Though I’ve never been a gangster or a rapper, as a black woman I fear death by cop, and the number of unarmed black people that have been killed while their assailants go un-prosecuted or un-convicted has made that fear fair. Not two years after Life After Death came out, police shot Amadou Diallo 41 times for pulling out a wallet, an act I felt in my bones for years afterwards because of our shared skin color and the ordinariness of the circumstances under which Diallo died, coming home in the middle of the night, minding his own business, without warning from the officers behind him. But to live life under constant fear of death isn’t living at all, it’s resigning yourself to a type of death in life. So over the years it’s become more and more important to me that Biggie rapped about happiness alongside his fears; that he kicked back and enjoyed California in “Going Back to Cali” (“Going back to Cali, strictly for the weather/Women, and the weed – sticky green”) and his dreams in “Sky’s the Limit” (“If the game shakes me or breaks me/I hope it makes me a better man/Take a better stand/Put money in my mom’s hand/Get my daughter this college plan, so she don’t need no man”).
While Life After Death‘s exploration of black fear still feels relevant in an era where black people are still fighting for our right to avoid being illegally gunned down by people who are supposed to protect them, the album’s joy does too. All Biggie’s boasts about his sexual, drug-dealing and killing prowess sound, alongside his happy beats, elated yet defiant – a finger in the eye to everyone who dares to doubt him. America’s minorities have always found joy alongside our fear, and dug up a great deal of pride in ourselves to boot. As the level of persecution we face increases in the coming months or years, we’ll have to tap harder into all of those sentiments to thrive.

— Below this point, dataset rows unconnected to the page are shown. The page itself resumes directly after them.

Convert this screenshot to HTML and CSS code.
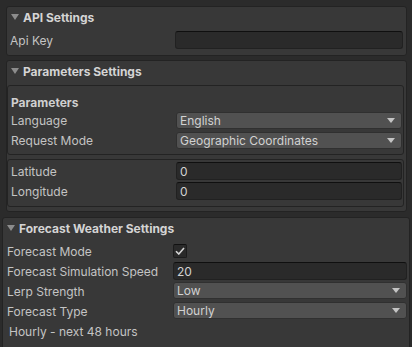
FILE: index.html
```html
<!DOCTYPE html>
<html>
<head>
<meta charset="utf-8">
<link rel="stylesheet" href="styles.css">
</head>
<body>
<div class="page">
  <section class="box box-api">
    <div class="head"><svg class="fold" width="8" height="6" viewBox="0 0 8 6"><path d="M0 0H8L4 6Z"/></svg><span>API Settings</span></div>
    <div class="row"><span class="label">Api Key</span><div class="field"></div></div>
  </section>

  <section class="box box-params">
    <div class="head"><svg class="fold" width="8" height="6" viewBox="0 0 8 6"><path d="M0 0H8L4 6Z"/></svg><span>Parameters Settings</span></div>
    <div class="inner inner-a">
      <div class="row"><span class="label bold">Parameters</span></div>
      <div class="row"><span class="label">Language</span><div class="drop"><span>English</span><svg class="arrow" width="8" height="5" viewBox="0 0 8 5"><path d="M0 0H8L4 5Z"/></svg></div></div>
      <div class="row"><span class="label">Request Mode</span><div class="drop"><span>Geographic Coordinates</span><svg class="arrow" width="8" height="5" viewBox="0 0 8 5"><path d="M0 0H8L4 5Z"/></svg></div></div>
    </div>
    <div class="inner inner-b">
      <div class="row"><span class="label">Latitude</span><div class="field"><span>0</span></div></div>
      <div class="row"><span class="label">Longitude</span><div class="field"><span>0</span></div></div>
    </div>
  </section>

  <section class="box box-forecast">
    <div class="head"><svg class="fold" width="8" height="6" viewBox="0 0 8 6"><path d="M0 0H8L4 6Z"/></svg><span>Forecast Weather Settings</span></div>
    <div class="row"><span class="label">Forecast Mode</span><div class="check"><svg width="10" height="8" viewBox="0 0 10 8"><path d="M1 4.2L3.8 7L9 1" fill="none" stroke="#d6d6d6" stroke-width="1.6"/></svg></div></div>
    <div class="row"><span class="label">Forecast Simulation Speed</span><div class="field"><span>20</span></div></div>
    <div class="row"><span class="label">Lerp Strength</span><div class="drop"><span>Low</span><svg class="arrow" width="8" height="5" viewBox="0 0 8 5"><path d="M0 0H8L4 5Z"/></svg></div></div>
    <div class="row"><span class="label">Forecast Type</span><div class="drop"><span>Hourly</span><svg class="arrow" width="8" height="5" viewBox="0 0 8 5"><path d="M0 0H8L4 5Z"/></svg></div></div>
    <div class="row note"><span>Hourly - next 48 hours</span></div>
  </section>
</div>
</body>
</html>
```

FILE: styles.css
```css
* { box-sizing: border-box; }
html, body { margin: 0; padding: 0; }
body {
  background: #2b2b2b;
  font-family: Inter, "Noto Sans", sans-serif;
  font-size: 12px;
  color: #c4c4c4;
  width: 412px;
  height: 347px;
  overflow: hidden;
}
.page {
  padding-top: 6px;
  display: flex;
  flex-direction: column;
}
.box {
  background: #383838;
  border: 1px solid #232323;
  border-radius: 3px;
}
.box-api {
  margin: 0 5px 0 6px;
  height: 50px;
  padding: 0 3px 0 3px;
}
.box-params {
  margin: 4px 5px 0 6px;
  height: 152px;
  padding: 0 1px 0 0;
}
.box-forecast {
  margin: 5px 2px 0 2px;
  height: 140px;
  padding: 0 2px 0 4px;
}
.head {
  height: 20px;
  display: flex;
  align-items: center;
  gap: 4px;
  padding-left: 1px;
  font-weight: 700;
  color: #d4d4d4;
  font-size: 12px;
}
.box-params .head { padding-left: 4px; }
.box-forecast .head { padding-left: 0; }
.fold { fill: #8c8c8c; flex: none; }
.row {
  display: flex;
  align-items: center;
  height: 18px;
}
.box-api .row { margin-top: 4px; }
.label {
  flex: none;
  white-space: nowrap;
}
.bold { font-weight: 700; color: #cfcfcf; }
.box-api .label { width: 165px; }
.inner {
  background: #383838;
  border: 1px solid #232323;
  border-radius: 3px;
  margin-right: 1px;
  padding: 0 1px 0 3px;
}
.inner .label { width: 165px; }
.inner-a {
  margin-top: 4px;
  height: 70px;
  padding-top: 7px;
}
.inner-a .row + .row + .row { margin-top: 2px; }
.inner-b {
  margin-top: 4px;
  height: 48px;
  padding-top: 2px;
}
.inner-b .row + .row { margin-top: 2px; }
.field {
  flex: 1;
  height: 18px;
  background: #2a2a2a;
  border: 1px solid #212121;
  border-top-color: #0f0f0f;
  border-radius: 3px;
  display: flex;
  align-items: center;
  padding-left: 3px;
  color: #d2d2d2;
}
.drop {
  flex: 1;
  height: 17px;
  background: #515151;
  border: 1px solid #303030;
  border-radius: 3px;
  display: flex;
  align-items: center;
  justify-content: space-between;
  padding: 0 6px 0 3px;
  color: #d2d2d2;
}
.arrow { fill: #c4c4c4; flex: none; }
.box-forecast .label { width: 166px; }
.box-forecast .row { margin-top: 2px; }
.box-forecast .head + .row { margin-top: 4px; }
.box-forecast .drop { align-self: flex-start; }
.check {
  width: 14px;
  height: 14px;
  background: #2a2a2a;
  border: 1px solid #1c1c1c;
  border-top-color: #111;
  border-radius: 2px;
  display: flex;
  align-items: center;
  justify-content: center;
}
.note { padding-left: 2px; }
```
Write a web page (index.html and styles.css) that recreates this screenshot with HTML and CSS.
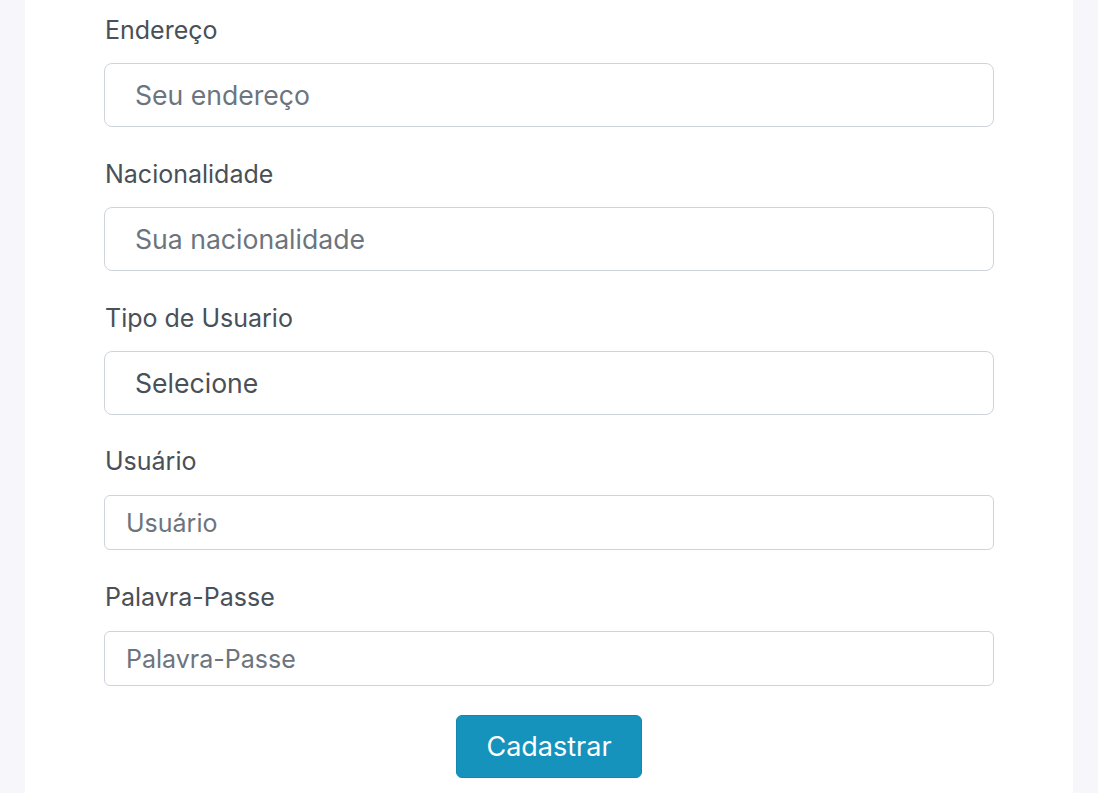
FILE: index.html
```html
<!DOCTYPE html>
<html lang="pt">
<head>
<meta charset="utf-8">
<title>Cadastro</title>
<link rel="stylesheet" href="styles.css">
</head>
<body>
<div class="card">
  <form class="form">
    <div class="group">
      <label class="label" for="end">Endereço</label>
      <input class="input input-lg" id="end" type="text" placeholder="Seu endereço">
    </div>
    <div class="group">
      <label class="label" for="nac">Nacionalidade</label>
      <input class="input input-lg" id="nac" type="text" placeholder="Sua nacionalidade">
    </div>
    <div class="group group-select">
      <label class="label" for="tipo">Tipo de Usuario</label>
      <select class="input input-lg select" id="tipo">
        <option>Selecione</option>
      </select>
    </div>
    <div class="group group-sm">
      <label class="label" for="usr">Usuário</label>
      <input class="input input-sm" id="usr" type="text" placeholder="Usuário">
    </div>
    <div class="group group-sm group-last">
      <label class="label" for="pw">Palavra-Passe</label>
      <input class="input input-sm" id="pw" type="password" placeholder="Palavra-Passe">
    </div>
    <div class="actions">
      <button class="btn" type="button">Cadastrar</button>
    </div>
  </form>
</div>
</body>
</html>
```
FILE: styles.css
```css
html, body {
  margin: 0;
  padding: 0;
  background: #f6f6fb;
  font-family: Inter, "Noto Sans", sans-serif;
}
.card {
  margin: 0 25px;
  background: #ffffff;
  padding: 14px 79px 20px;
  min-height: 793px;
  box-sizing: border-box;
}
.form {
  display: flex;
  flex-direction: column;
}
.group {
  display: flex;
  flex-direction: column;
  margin-bottom: 31px;
}
.group-select {
  margin-bottom: 30px;
}
.group-sm {
  margin-bottom: 31px;
}
.group-last {
  margin-bottom: 29px;
}
.label {
  display: block;
  font-size: 25px;
  line-height: 32px;
  color: #495057;
  margin-bottom: 17px;
  padding-left: 1px;
}
.group-sm .label {
  margin-bottom: 18px;
}
.input {
  display: block;
  width: 100%;
  box-sizing: border-box;
  border: 1px solid #ced4da;
  border-radius: 8px;
  background: #fff;
  font-family: Inter, "Noto Sans", sans-serif;
  color: #495057;
  outline: none;
  margin: 0;
}
.input::placeholder {
  color: #6c757d;
  opacity: 1;
}
.input-lg {
  height: 64px;
  padding: 0 30px;
  font-size: 26.6px;
}
.select {
  appearance: none;
  -webkit-appearance: none;
  color: #495057;
}
.input-sm {
  height: 55px;
  padding: 0 21px;
  font-size: 25px;
  border-radius: 6px;
}
.actions {
  display: flex;
  justify-content: center;
}
.btn {
  width: 186px;
  height: 63px;
  background: #1593bd;
  border: 1px solid #1288b0;
  border-radius: 6px;
  color: #ffffff;
  font-family: Inter, "Noto Sans", sans-serif;
  font-size: 27px;
  cursor: pointer;
}
```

Though Biggie was murdered on March 9th, 1997, two weeks before Life After Death came out, that album permanently deposited a pop-esque happiness into rap music, from 50 Cent, who partied hard in songs like “In Da Club” and “Candy Shop,” to T.I. singles like “Whatever You Like” and “Live Your Life,” and Drake’s “Hotline Bling.” But it still feels great to go back to the source; to nod my head along to the relentless cheer of a song like “Mo Money Mo Problems,” to listen to an album that insists it’s possible to find a lighter side in everything, even death.
Kashana Cauley is a writer for The Daily Show.